I wouldn’t allow it on my pod. I wonder if someone set up a pod and just forgot about it because they stopped using diaspora and don’t even see the messages come in? I haven’t even had time to fully set up my pod yet so I bet I’m missing messages and things.
One of the few cons to FOSS is it’s all run by volunteers with day jobs and sometimes due to life forget about the side projects.

Hello,

We already responded to your email and explained that you should contact the admin of the origin pod where the profile was created. Diaspora is a decentralized system, meaning your profile will be cached on hundreds of pods including ours. Please contact the admin of:

russiandiaspora.org

pe.spbstu.ru

Please check your spam folder, we sent you two emails, yesterday and today.
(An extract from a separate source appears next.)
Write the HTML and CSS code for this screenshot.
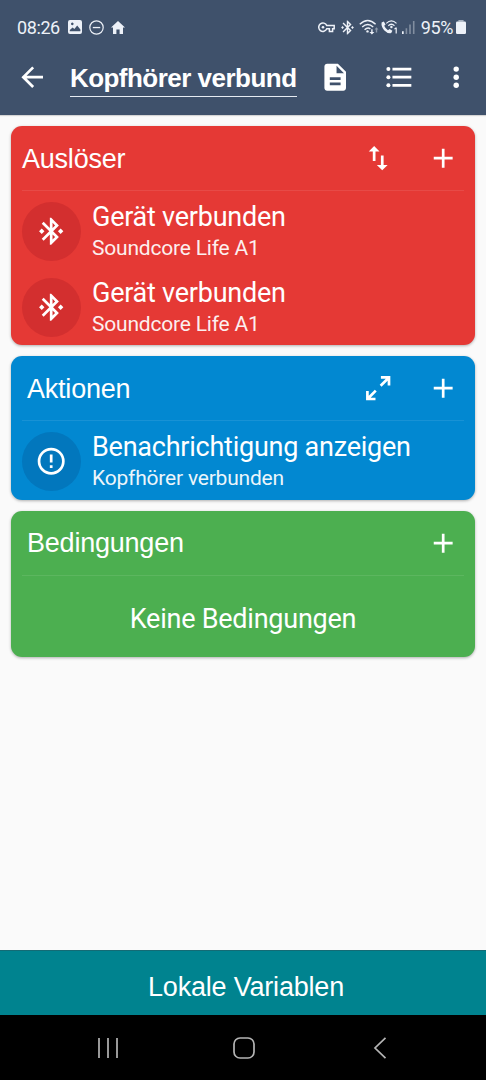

We deleted the cached profiles and found another profile that was created at

Thats another cached profile from diasporing.ch

We delete the cached profile too.

And we found and deleted another two cached profiles from nerdpol.ch and karmasphe.re

And we found and deleted another cached profiles from:

therealtalk.org

diasporabr.com.br

diaspora.u4u.org

Can you tell me which profile you deleted from nerdpol, so I can delete that too? What was the username? Because non of the messages here contain anything about the problematic profiles, and admins can only delete them if they know which profiles are the ones that should be deleted.

I’ve sent you an email.

Thanks for the email, I actually remember these profiles and I already deleted all of them back in 2017. I even created a script back then for other admins to use to delete all these clones on their pods … but as diaspora is decentralized, each admin needs to run it themselves. But there where a lot of people involved back then trying to get rid of this.

@N1XH34D I can post the script here, if you want (I just updated it to work with the current version of diaspora), but it contains the username (the part before the @ sign) of the profile, because it’s used to find all the clones to delete them, and it looks like you didn’t want to make that public? But if there are still admins who want to run the script, they would need to know it. But if you are happy with the result now, that’s also fine to me.

Podmin of nx-pod.de here.
I had removed the post from the mail from a month ago. The content from the current mail is also offline now, as I have taken the Diaspora instance offline. I don’t see a future for Diaspora anyway.
But to make one thing clear. The harassing person here is the author of these requests. Since I didn’t respond this time until 2 days later (yes, sometimes you have other things to do), the person periodically forwarded the request to related projects, the police and my employer. This did not speed up the request. It only showed that even a person affected by harassment is not excluded from spreading it himself.
For simplicity, this answer has been translated.

This public discussion forum is not the right place to work out your personal differences. It’s also not the right place to point fingers at each other and make accusations of whatever, and I’d like to remind y’all of the rules you agreed to when signing up.

As a software project, there is nothing we can do here. We build a piece of software, and we have no control over who runs it and how it’s being run. There is no central place where we, as a project team, could delete users or delete contents - and that’s kinda by design. The rules @N1XH34D quoted in their initial posts are what we as a project have decided upon for our own platforms, and some pods have taken that as an inspiration. It is not, however, enforceable on our end in any way.

The right thing to do in cases of illegal content is to reach out to the pod where the content originates from, not any random pod where the content is visible. If you find any post on diaspora*, simply hovering over the author’s name or profile picture shows you the full diaspora*-ID, something like denschub@pod.geraspora.de. The part after the @ is the originating pod, and if the account is properly deleted there, the contents will be removed from all other pods. Trying to reach out to other pods that have cached the content is like trying to put out a wildfire by pouring water on burning trees, while ignoring the volcano that’s active in the background.

If the originating pod isn’t responsive to your request, and you are fairly sure that the content is, in fact, violating laws as you indicated, you can file an abuse complaint against that pod, via their server provider (or, alternatively, via their domain provider). They’ll forward that request to the person running it, even if there are no public contact details.

“Emailing law enforcement” is not a thing you should do, ever. That’s wasting both your time and their time. Governments don’t care much for your civil legal issues. It will, however, ensure to burn any bridges that could lead to a productive conversation with a podmin. Instead, talk to a lawyer, who will be able to handle this the proper way.

If you continue to see posts that affect you, reach out to the podmins in private. If you don’t have, and can’t find, contact information for a specific pod, then open a new thread asking for contact information, without going into detail. We might be able to provide a contact.